All glass is actually a liquid frozen in time

Jul 27, 2007 12:58 GMT  ·  By
The particles in this suspension behave like atoms or molecules in a glass-forming liquid. When squeezed into a narrow space, the particles slow down, and the material becomes almost rigid like a glass.
   The particles in this suspension behave like atoms or molecules in a glass-forming liquid. When squeezed into a narrow space, the particles slow down, and the material becomes almost rigid like a glass.

Glass, even the one used in windows, has always fascinated scientists and not only due to its transparency. Like other solids, such as acrylic and polycarbonate, glass has a weird structure, which is not crystalline but disordered at the atomic scale.

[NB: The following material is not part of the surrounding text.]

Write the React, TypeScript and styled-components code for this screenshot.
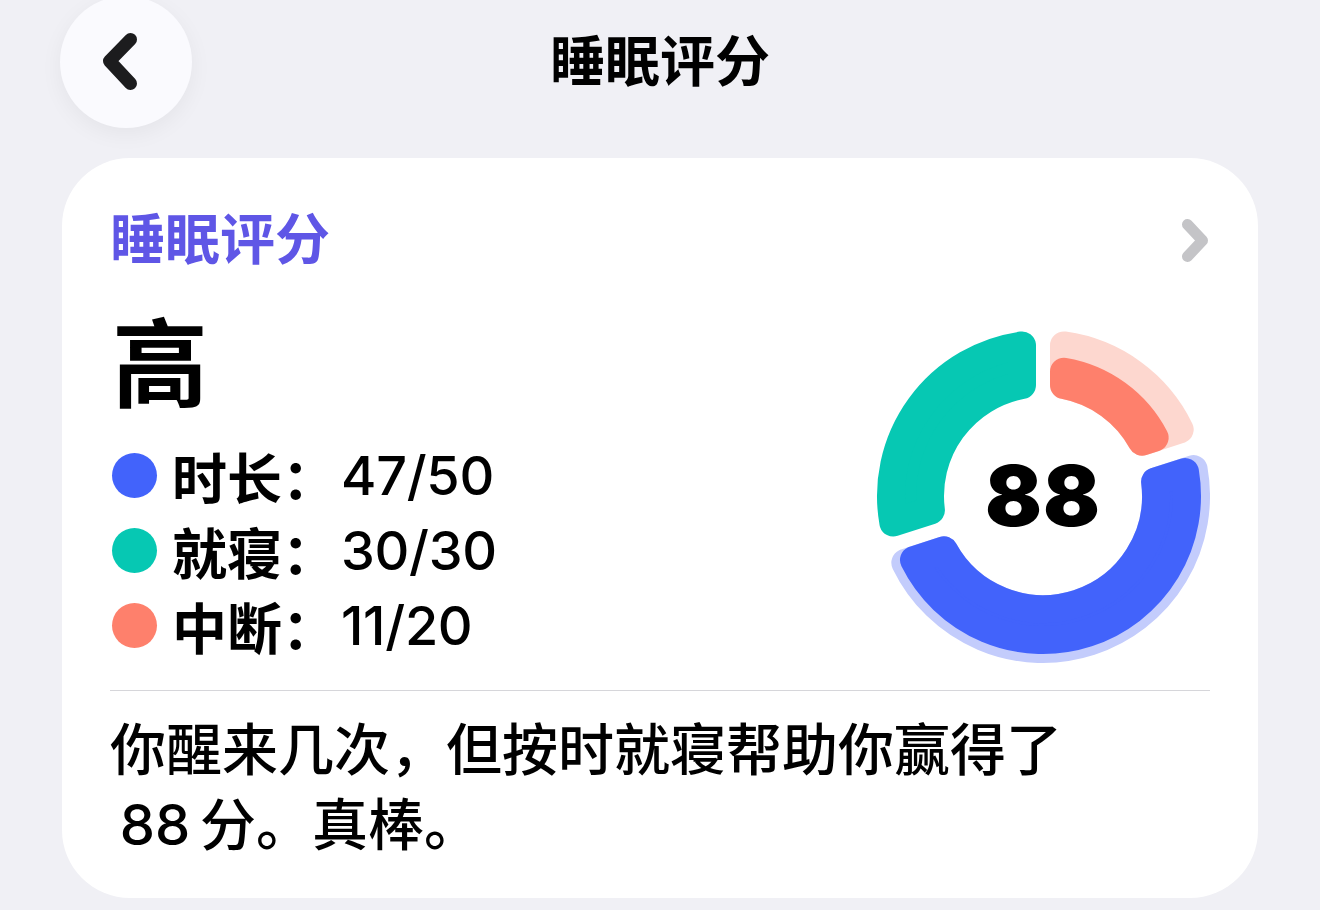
import React from "react";
import styled, { createGlobalStyle } from "styled-components";

const GlobalStyle = createGlobalStyle`
  html, body {
    margin: 0;
    padding: 0;
    background: #f0f0f5;
  }
  body {
    font-family: Inter, "Noto Sans CJK SC", sans-serif;
    color: #000;
    overflow: hidden;
  }
`;

const Page = styled.div`
  width: 1320px;
  height: 910px;
  background: #f0f0f5;
  overflow: hidden;
`;

const TopBar = styled.header`
  height: 128px;
  display: grid;
  grid-template-columns: 1fr auto 1fr;
  align-items: start;
`;

const BackButton = styled.button`
  width: 132px;
  height: 132px;
  margin: -4px 0 0 60px;
  border: none;
  border-radius: 50%;
  background: #fafafe;
  box-shadow: 0 6px 22px rgba(0, 0, 0, 0.05);
  padding: 0;
  display: block;
  justify-self: start;
  svg {
    display: block;
  }
`;

const PageTitle = styled.h1`
  margin: 24px 0 0;
  font-family: "Noto Sans CJK SC", sans-serif;
  font-size: 55px;
  font-weight: 700;
  line-height: 66px;
  color: #000;
`;

const Card = styled.section`
  margin: 30px 62px 0;
  background: #fff;
  border-radius: 68px;
  padding: 49px 48px 35px 48px;
`;

const CardHeader = styled.div`
  height: 66px;
  display: flex;
  align-items: center;
  justify-content: space-between;
`;

const CardTitle = styled.h2`
  margin: 0;
  padding-bottom: 10px;
  font-family: "Noto Sans CJK SC", sans-serif;
  font-size: 55px;
  font-weight: 700;
  line-height: 56px;
  color: #5f56e6;
`;

const MainRow = styled.div`
  margin-top: 33px;
  display: flex;
  align-items: flex-end;
  justify-content: space-between;
`;

const LeftCol = styled.div`
  display: flex;
  flex-direction: column;
`;

const Grade = styled.div`
  font-family: "Noto Sans CJK SC", sans-serif;
  font-size: 96px;
  font-weight: 700;
  line-height: 104px;
  padding: 0 0 16px 2px;
`;

const Legend = styled.ul`
  list-style: none;
  margin: 12px 0 0;
  padding: 0;
`;

const LegendRow = styled.li`
  height: 75px;
  display: flex;
  align-items: center;
  padding-left: 2px;
`;

const Dot = styled.span<{ $color: string }>`
  width: 45px;
  height: 45px;
  border-radius: 50%;
  background: ${(p) => p.$color};
  margin-right: 15px;
  flex: none;
`;

const Label = styled.span`
  font-family: "Noto Sans CJK SC", sans-serif;
  font-size: 55px;
  font-weight: 700;
  line-height: 75px;
  width: 169px;
`;

const Value = styled.span`
  font-family: Inter, sans-serif;
  font-size: 54px;
  font-weight: 500;
  line-height: 75px;
  letter-spacing: -0.3px;
`;

const ChartWrap = styled.div`
  width: 334px;
  height: 334px;
  display: grid;
  place-items: center;
  > * {
    grid-area: 1 / 1;
  }
  svg {
    display: block;
  }
`;

const Score = styled.div`
  font-family: Inter, sans-serif;
  font-size: 84px;
  font-weight: 900;
  line-height: 1;
  letter-spacing: 1px;
  color: #000;
`;

const Divider = styled.hr`
  margin: 27px 0 0;
  border: none;
  height: 1px;
  background: #d6d6da;
`;

const Summary = styled.p`
  margin: 22px 0 0;
  font-family: Inter, "Noto Sans CJK SC", sans-serif;
  font-size: 56px;
  font-weight: 500;
  line-height: 75px;
  color: #000;
`;

const CX = 167;
const CY = 167;

function pt(r: number, deg: number): string {
  const a = (deg * Math.PI) / 180;
  return `${(CX + r * Math.sin(a)).toFixed(2)} ${(CY - r * Math.cos(a)).toFixed(2)}`;
}

function segmentPath(a0: number, a1: number, r0: number, r1: number, gap: number, cr: number): string {
  const R0 = r0 + cr;
  const R1 = r1 - cr;
  const d = gap + cr;
  const off = (rho: number) => (Math.asin(d / rho) * 180) / Math.PI;
  const o0 = a0 + off(R1);
  const o1 = a1 - off(R1);
  const i0 = a0 + off(R0);
  const i1 = a1 - off(R0);
  const lo = o1 - o0 > 180 ? 1 : 0;
  const li = i1 - i0 > 180 ? 1 : 0;
  return `M ${pt(R1, o0)} A ${R1} ${R1} 0 ${lo} 1 ${pt(R1, o1)} L ${pt(R0, i1)} A ${R0} ${R0} 0 ${li} 0 ${pt(R0, i0)} Z`;
}

type Seg = { a0: number; a1: number; r0: number; r1: number; color: string };

const CR = 14;
const GAP = 7;

const segments: Seg[] = [
  { a0: 0, a1: 72, r0: 99, r1: 166, color: "#fdd7cf" },
  { a0: 0, a1: 72, r0: 99, r1: 140, color: "#fe806c" },
  { a0: 72, a1: 252, r0: 99, r1: 167, color: "#c3ccfc" },
  { a0: 72, a1: 252, r0: 99, r1: 158, color: "#4263fb" },
  { a0: 252, a1: 360, r0: 99, r1: 166, color: "#06c8b3" },
];

function Donut() {
  return (
    <svg width="334" height="334" viewBox="0 0 334 334">
      {segments.map((s, i) => {
        const d = segmentPath(s.a0, s.a1, s.r0, s.r1, GAP, CR);
        return (
          <path
            key={i}
            d={d}
            fill={s.color}
            stroke={s.color}
            strokeWidth={CR * 2}
            strokeLinejoin="round"
          />
        );
      })}
    </svg>
  );
}

const legend = [
  { color: "#4263fb", label: "时长：", value: "47/50" },
  { color: "#06c8b3", label: "就寝：", value: "30/30" },
  { color: "#fe806c", label: "中断：", value: "11/20" },
];

export default function App() {
  return (
    <Page>
      <GlobalStyle />
      <TopBar>
        <BackButton aria-label="返回">
          <svg width="132" height="132" viewBox="0 0 132 132">
            <path
              d="M70.5 43.5 L49.5 65 L70.5 87.5"
              fill="none"
              stroke="#1c1c1e"
              strokeWidth="13"
              strokeLinecap="round"
              strokeLinejoin="round"
            />
          </svg>
        </BackButton>
        <PageTitle>睡眠评分</PageTitle>
        <div />
      </TopBar>
      <Card>
        <CardHeader>
          <CardTitle>睡眠评分</CardTitle>
          <svg width="30" height="50" viewBox="0 0 30 50">
            <path
              d="M7.5 9.5 L22.5 25.5 L7.5 41.5"
              fill="none"
              stroke="#c4c4c7"
              strokeWidth="11"
              strokeLinecap="round"
              strokeLinejoin="round"
            />
          </svg>
        </CardHeader>
        <MainRow>
          <LeftCol>
            <Grade>高</Grade>
            <Legend>
              {legend.map((l) => (
                <LegendRow key={l.label}>
                  <Dot $color={l.color} />
                  <Label>{l.label}</Label>
                  <Value>{l.value}</Value>
                </LegendRow>
              ))}
            </Legend>
          </LeftCol>
          <ChartWrap>
            <Donut />
            <Score>88</Score>
          </ChartWrap>
        </MainRow>
        <Divider />
        <Summary>
          你醒来几次，但按时就寝帮助你赢得了
          <br />
          {"\u200988\u2009分。真棒。"}
        </Summary>
      </Card>
    </Page>
  );
}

Essentially, glass is a liquid frozen in time. This freezing, however, does not hold the molecules inside in a completely motionless state. In fact, the molecules continually undergo small motions that lead to a time dependence of properties.

Whether glasses are just very viscous liquids, or whether they are liquids that go through some kind of phase transition as they cool and solidify, is a question that has puzzled scientists for a long time. Now, a researcher provided them with a new look into the glass formation processes.

Eric Weeks of Emory University in Atlanta and his colleagues used tiny beads suspended in a liquid as a stand-in for the atoms or molecules in a real glass. Thus, they have been able to study a particle suspension that was enclosed between slightly angled rigid plates that formed a thin, wedge-shaped container.

After visualizing the three-dimensional motion of the particles in the space between the plates - varied from nearly zero to about 100 microns - they observed a clear pattern: the particles moved more slowly where the plates were closer together, even though many particles easily fit between them.

"In other words, confinement induces glassy behavior," says Weeks. He also found that this motion of the enclosed particles was suppressed at a larger spacing as their concentration was increased. However, the scientists could not go far enough to see the complete rigidity of a glass.

Still, this remains an important discovery that shows how, as particle density increases, the mixture generates larger and larger clusters of particles, as the scientists explain in a report in the 13 July Physical Review Letters

The findings could have important applications in particle physics, as well as in the glass production industry.